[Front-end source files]
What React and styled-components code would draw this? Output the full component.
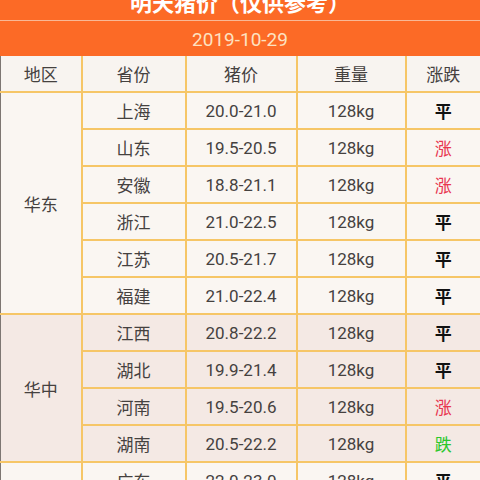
import React from "react";
import styled, { createGlobalStyle } from "styled-components";

const GlobalStyle = createGlobalStyle`
  html, body {
    margin: 0;
    padding: 0;
    background: #faf6f2;
    overflow: hidden;
  }
  body {
    font-family: Roboto, "Noto Sans CJK SC", sans-serif;
  }
`;

const groups = [
  {
    region: "华东",
    tone: "light",
    rows: [
      ["上海", "20.0-21.0", "128kg", "平"],
      ["山东", "19.5-20.5", "128kg", "涨"],
      ["安徽", "18.8-21.1", "128kg", "涨"],
      ["浙江", "21.0-22.5", "128kg", "平"],
      ["江苏", "20.5-21.7", "128kg", "平"],
      ["福建", "21.0-22.4", "128kg", "平"],
    ],
  },
  {
    region: "华中",
    tone: "dark",
    rows: [
      ["江西", "20.8-22.2", "128kg", "平"],
      ["湖北", "19.9-21.4", "128kg", "平"],
      ["河南", "19.5-20.6", "128kg", "涨"],
      ["湖南", "20.5-22.2", "128kg", "跌"],
    ],
  },
  {
    region: "华南",
    tone: "light",
    rows: [
      ["广东", "22.0-23.0", "128kg", "平"],
      ["广西", "21.5-22.6", "128kg", "平"],
      ["海南", "22.0-23.2", "128kg", "平"],
    ],
  },
];

const App = () => {
  return (
    <Page>
      <GlobalStyle />
      <TitleBar>明天猪价（仅供参考）</TitleBar>
      <DateBar>2019-10-29</DateBar>
      <Table>
        <colgroup>
          <col style={{ width: 81 }} />
          <col style={{ width: 104 }} />
          <col style={{ width: 111 }} />
          <col style={{ width: 109 }} />
          <col />
        </colgroup>
        <thead>
          <tr>
            <Th>地区</Th>
            <Th>省份</Th>
            <Th>猪价</Th>
            <Th>重量</Th>
            <Th>涨跌</Th>
          </tr>
        </thead>
        {groups.map((g) => (
          <tbody key={g.region}>
            {g.rows.map((r, i) => (
              <Row key={r[0]} $tone={g.tone}>
                {i === 0 && (
                  <Region rowSpan={g.rows.length}>{g.region}</Region>
                )}
                <Td>{r[0]}</Td>
                <Td>{r[1]}</Td>
                <Td>{r[2]}</Td>
                <Trend $kind={r[3]}>{r[3]}</Trend>
              </Row>
            ))}
          </tbody>
        ))}
      </Table>
    </Page>
  );
};

const Page = styled.div`
  width: 480px;
  margin-top: -17px;
`;

const TitleBar = styled.div`
  height: 37px;
  line-height: 37px;
  background: #fc6a26;
  color: #fff;
  font-size: 22px;
  font-weight: bold;
  text-align: center;
  border-bottom: 1px solid #f8b896;
  font-family: "Noto Sans CJK SC", sans-serif;
`;

const DateBar = styled.div`
  height: 35px;
  line-height: 37px;
  background: #fc6a26;
  color: #fde2c2;
  font-size: 19px;
  text-align: center;
`;

const Table = styled.table`
  width: 480px;
  table-layout: fixed;
  border-collapse: collapse;
  border-left: 1px solid #7d7672;
`;

const cell = `
  height: 35px;
  padding: 0;
  text-align: center;
  vertical-align: middle;
  font-size: 17px;
  color: #45413f;
  border: 2px solid #f6c667;
  border-top: none;
  &:first-child { border-left: none; }
  &:last-child { border-right: none; }
`;

const Th = styled.th`
  ${cell}
  font-weight: normal;
  background: #f8f4f0;
`;

const Row = styled.tr`
  background: ${(p) => (p.$tone === "dark" ? "#f4e9e4" : "#faf6f2")};
`;

const Td = styled.td`
  ${cell}
`;

const Region = styled.td`
  ${cell}
  border-left: none;
`;

const Trend = styled.td`
  ${cell}
  font-weight: ${(p) => (p.$kind === "平" ? "bold" : "normal")};
  color: ${(p) =>
    p.$kind === "涨" ? "#e8354f" : p.$kind === "跌" ? "#2bc72b" : "#111"};
`;

export default App;
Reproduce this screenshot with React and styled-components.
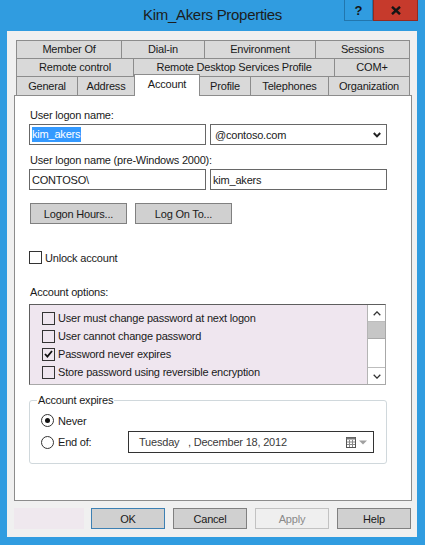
import React from "react";
import styled, { createGlobalStyle } from "styled-components";

const GlobalStyle = createGlobalStyle`
  html, body { margin: 0; padding: 0; background: #ffffff; }
  body {
    font-family: "Liberation Sans", Arial, sans-serif;
    font-size: 11px;
    letter-spacing: -0.2px;
    color: #1a1a1a;
  }
  * { box-sizing: border-box; }
`;

const Window = styled.div`
  width: 425px;
  height: 545px;
  background: #309ce0;
  display: flex;
  flex-direction: column;
`;

const TitleBar = styled.div`
  height: 31px;
  flex: none;
  display: grid;
  grid-template-columns: 1fr auto 1fr;
`;

const Title = styled.div`
  grid-column: 2;
  align-self: center;
  margin-bottom: 2px;
  font-size: 15px;
  line-height: 18px;
  letter-spacing: -0.3px;
  color: #1c1c1c;
`;

const CaptionButtons = styled.div`
  grid-column: 3;
  justify-self: end;
  align-self: start;
  margin-right: 7px;
  display: flex;
`;

const CaptionButton = styled.div`
  width: ${(p) => p.$w}px;
  height: 21px;
  display: flex;
  align-items: center;
  justify-content: center;
  background: ${(p) => (p.$close ? "#c63a2c" : "#309ce0")};
  border: 1px solid ${(p) => (p.$close ? "#94291f" : "#2276ad")};
  border-top: none;
  font-weight: bold;
  font-size: 13px;
  color: #151515;
  letter-spacing: 0;
`;

const Client = styled.div`
  margin: 0 8px 0 7px;
  height: 506px;
  background: #f0f0f0;
  padding: 9px 5px 8px 7px;
  display: flex;
  flex-direction: column;
`;

const TabStrip = styled.div`
  margin: 0 2px;
  display: flex;
  flex-direction: column;
`;

const TabRow = styled.div`
  display: flex;
  align-items: flex-start;
  height: ${(p) => p.$h}px;
`;

const Tab = styled.div`
  position: relative;
  flex: none;
  width: ${(p) => p.$w}px;
  height: ${(p) => (p.$selected ? p.$h + 3 : p.$h)}px;
  margin-top: ${(p) => (p.$selected ? -2 : 0)}px;
  margin-left: -1px;
  &:first-child { margin-left: 0; }
  border: 1px solid #8c8c8c;
  border-bottom: none;
  background: ${(p) => (p.$selected ? "#ffffff" : "#d9d9d9")};
  z-index: ${(p) => (p.$selected ? 2 : 0)};
  text-align: center;
  line-height: ${(p) => (p.$selected ? 18 : p.$h - 1)}px;
  color: #1a1a1a;
  white-space: nowrap;
`;

const Panel = styled.div`
  position: relative;
  z-index: 1;
  height: 406px;
  background: #ffffff;
  border: 1px solid #8c8c8c;
  padding: 13px 14px 0 14px;
  display: flex;
  flex-direction: column;
`;

const FieldLabel = styled.div`
  line-height: 13px;
  padding-left: 1px;
  margin-top: ${(p) => p.$mt || 0}px;
`;

const FieldPair = styled.div`
  display: grid;
  grid-template-columns: 177px 177px;
  column-gap: 4px;
  margin-top: 2px;
`;

const TextBox = styled.div`
  height: 21px;
  border: 1px solid #676767;
  background: #ffffff;
  padding-left: ${(p) => p.$pl || 2}px;
  padding-right: 5px;
  display: flex;
  align-items: center;
  white-space: nowrap;
`;

const Selection = styled.span`
  background: #3399ff;
  color: #ffffff;
  line-height: 15px;
  padding: 0 1px 0 0;
`;

const DropArrow = styled.svg`
  margin-left: auto;
`;

const ButtonRow = styled.div`
  display: flex;
  gap: 8px;
  margin-top: 13px;
  padding-left: 1px;
`;

const PushButton = styled.div`
  flex: none;
  width: ${(p) => p.$w}px;
  height: 21px;
  display: flex;
  align-items: center;
  justify-content: center;
  background: ${(p) => (p.$disabled ? "#efefef" : "#d0d0d0")};
  border: 1px solid
    ${(p) => (p.$default ? "#3d80b3" : p.$disabled ? "#c2c2c2" : "#808080")};
  color: ${(p) => (p.$disabled ? "#8a8a8a" : "#1a1a1a")};
`;

const CheckRow = styled.div`
  display: flex;
  align-items: center;
  gap: 3px;
  height: ${(p) => p.$h}px;
  margin-top: ${(p) => p.$mt || 0}px;
  white-space: nowrap;
`;

const CheckBox = styled.div`
  flex: none;
  width: 13px;
  height: 13px;
  border: 1px solid #333333;
  background: ${(p) => p.$bg || "#ffffff"};
  display: flex;
  align-items: center;
  justify-content: center;
`;

const ListBox = styled.div`
  margin-top: 5px;
  width: 357px;
  height: 81px;
  border: 1px solid;
  border-color: #5e5e5e #a8a8a8 #a8a8a8 #5e5e5e;
  background: #efe6ef;
  display: grid;
  grid-template-columns: 1fr 18px;
`;

const ListItems = styled.div`
  padding: 4px 0 0 12px;
  display: flex;
  flex-direction: column;
  overflow: hidden;
`;

const ScrollBar = styled.div`
  background: #ffffff;
  border-left: 1px solid #b4b4b4;
  display: flex;
  flex-direction: column;
`;

const ScrollArrow = styled.div`
  height: 17px;
  flex: none;
  display: flex;
  align-items: center;
  justify-content: center;
  border-${(p) => (p.$down ? "top" : "bottom")}: 1px solid #bdbdbd;
`;

const ScrollThumb = styled.div`
  height: 17px;
  flex: none;
  background: #c6c6c6;
  border-bottom: 1px solid #a9a9a9;
`;

const ScrollTrack = styled.div`
  flex: 1;
`;

const GroupBox = styled.fieldset`
  margin: 9px 0 0 0;
  width: 358px;
  border: 1px solid #d0d8dc;
  border-radius: 3px;
  padding: 3px 0 10px 11px;
  min-width: 0;
`;

const Legend = styled.legend`
  padding: 0 1px;
  margin-left: -4px;
  line-height: 13px;
`;

const RadioRow = styled.div`
  display: flex;
  align-items: center;
  height: ${(p) => p.$h}px;
  white-space: nowrap;
`;

const Radio = styled.div`
  flex: none;
  width: 13px;
  height: 13px;
  border-radius: 50%;
  border: 1px solid #333333;
  background: #ffffff;
  display: flex;
  align-items: center;
  justify-content: center;
`;

const RadioDot = styled.div`
  width: 5px;
  height: 5px;
  border-radius: 50%;
  background: #111111;
`;

const RadioLabel = styled.div`
  flex: none;
  margin-left: 4px;
  width: ${(p) => (p.$w ? `${p.$w}px` : "auto")};
`;

const DatePicker = styled.div`
  flex: none;
  width: 246px;
  height: 22px;
  border: 1px solid #333333;
  background: #ffffff;
  display: flex;
  align-items: center;
  padding: 0 6px 0 10px;
  color: #3a3a3a;
  white-space: pre;
`;

const PickerIcons = styled.div`
  margin-left: auto;
  display: flex;
  align-items: center;
  gap: 3px;
`;

const BottomBar = styled.div`
  margin-top: 7px;
  height: 21px;
  display: flex;
  padding-right: 1px;
`;

const StatusArea = styled.div`
  width: 70px;
  height: 21px;
  background: #efe8ee;
  margin-right: auto;
`;

const DialogButtons = styled.div`
  display: flex;
  gap: 8px;
`;

const tabRows = [
  {
    h: 18,
    tabs: [
      ["Member Of", 106],
      ["Dial-in", 84],
      ["Environment", 112],
      ["Sessions", 95],
    ],
  },
  {
    h: 18,
    tabs: [
      ["Remote control", 118],
      ["Remote Desktop Services Profile", 202],
      ["COM+", 76],
    ],
  },
  {
    h: 19,
    tabs: [
      ["General", 62],
      ["Address", 58],
      ["Account", 66, true],
      ["Profile", 52],
      ["Telephones", 79],
      ["Organization", 82],
    ],
  },
];

const options = [
  ["User must change password at next logon", false],
  ["User cannot change password", false],
  ["Password never expires", true],
  ["Store password using reversible encryption", false],
];

const CheckMark = () => (
  <svg width="9" height="8" viewBox="0 0 9 8">
    <path d="M1 4 L3.4 6.6 L8 1" fill="none" stroke="#111" strokeWidth="1.8" />
  </svg>
);

const Chevron = ({ up, color = "#333", w = 8, h = 5, sw = 1.3 }) => (
  <svg width={w} height={h} viewBox={`0 0 ${w} ${h}`}>
    <path
      d={up ? `M0.7 ${h - 0.7} L${w / 2} 0.9 L${w - 0.7} ${h - 0.7}` : `M0.7 0.7 L${w / 2} ${h - 0.9} L${w - 0.7} 0.7`}
      fill="none"
      stroke={color}
      strokeWidth={sw}
    />
  </svg>
);

const CalendarIcon = () => (
  <svg width="10" height="11" viewBox="0 0 10 11">
    <rect x="0.5" y="0.5" width="9" height="10" fill="#fff" stroke="#555" />
    <rect x="0.5" y="0.5" width="9" height="2" fill="#777" />
    <path d="M3.5 3 V10 M6.5 3 V10 M1 5 H9 M1 7.5 H9" stroke="#8a8a8a" strokeWidth="1" />
  </svg>
);

export default function App() {
  return (
    <>
      <GlobalStyle />
      <Window>
        <TitleBar>
          <Title>Kim_Akers Properties</Title>
          <CaptionButtons>
            <CaptionButton $w={29}>?</CaptionButton>
            <CaptionButton $w={45} $close>
              <svg width="10" height="9" viewBox="0 0 10 9">
                <path d="M1 0.8 L9 8.2 M9 0.8 L1 8.2" stroke="#151515" strokeWidth="2.4" />
              </svg>
            </CaptionButton>
          </CaptionButtons>
        </TitleBar>
        <Client>
          <TabStrip>
            {tabRows.map((row, i) => (
              <TabRow key={i} $h={row.h}>
                {row.tabs.map(([label, w, sel]) => (
                  <Tab key={label} $w={w} $h={row.h} $selected={sel}>
                    {label}
                  </Tab>
                ))}
              </TabRow>
            ))}
          </TabStrip>
          <Panel>
            <FieldLabel>User logon name:</FieldLabel>
            <FieldPair>
              <TextBox>
                <Selection>kim_akers</Selection>
              </TextBox>
              <TextBox $pl={4}>
                @contoso.com
                <DropArrow width="8" height="6" viewBox="0 0 8 6">
                  <path d="M0.8 1 L4 4.4 L7.2 1" fill="none" stroke="#222" strokeWidth="2" />
                </DropArrow>
              </TextBox>
            </FieldPair>
            <FieldLabel $mt={9}>User logon name (pre-Windows 2000):</FieldLabel>
            <FieldPair>
              <TextBox>CONTOSO\</TextBox>
              <TextBox>kim_akers</TextBox>
            </FieldPair>
            <ButtonRow>
              <PushButton $w={97}>Logon Hours...</PushButton>
              <PushButton $w={97}>Log On To...</PushButton>
            </ButtonRow>
            <CheckRow $h={13} $mt={27}>
              <CheckBox />
              Unlock account
            </CheckRow>
            <FieldLabel $mt={22}>Account options:</FieldLabel>
            <ListBox>
              <ListItems>
                {options.map(([label, checked]) => (
                  <CheckRow key={label} $h={18}>
                    <CheckBox $bg="transparent">{checked && <CheckMark />}</CheckBox>
                    {label}
                  </CheckRow>
                ))}
              </ListItems>
              <ScrollBar>
                <ScrollArrow>
                  <Chevron up />
                </ScrollArrow>
                <ScrollThumb />
                <ScrollTrack />
                <ScrollArrow $down>
                  <Chevron />
                </ScrollArrow>
              </ScrollBar>
            </ListBox>
            <GroupBox>
              <Legend>Account expires</Legend>
              <RadioRow $h={21}>
                <Radio>
                  <RadioDot />
                </Radio>
                <RadioLabel>Never</RadioLabel>
              </RadioRow>
              <RadioRow $h={22}>
                <Radio />
                <RadioLabel $w={70}>End of:</RadioLabel>
                <DatePicker>
                  {"Tuesday   , December 18, 2012"}
                  <PickerIcons>
                    <CalendarIcon />
                    <svg width="8" height="5" viewBox="0 0 8 5">
                      <path d="M0 0.5 H8 L4 4.5 Z" fill="#a0a0a0" />
                    </svg>
                  </PickerIcons>
                </DatePicker>
              </RadioRow>
            </GroupBox>
          </Panel>
          <BottomBar>
            <StatusArea />
            <DialogButtons>
              <PushButton $w={74} $default>OK</PushButton>
              <PushButton $w={74}>Cancel</PushButton>
              <PushButton $w={74} $disabled>Apply</PushButton>
              <PushButton $w={74}>Help</PushButton>
            </DialogButtons>
          </BottomBar>
        </Client>
      </Window>
    </>
  );
}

**PROMPT**
Identify each line in the records above that contains the word "components", and copy it out in full.

**WRITTEN ANSWER**
What React and styled-components code would draw this? Output the full component.
import styled, { createGlobalStyle } from "styled-components";
Reproduce this screenshot with React and styled-components.
import styled, { createGlobalStyle } from "styled-components";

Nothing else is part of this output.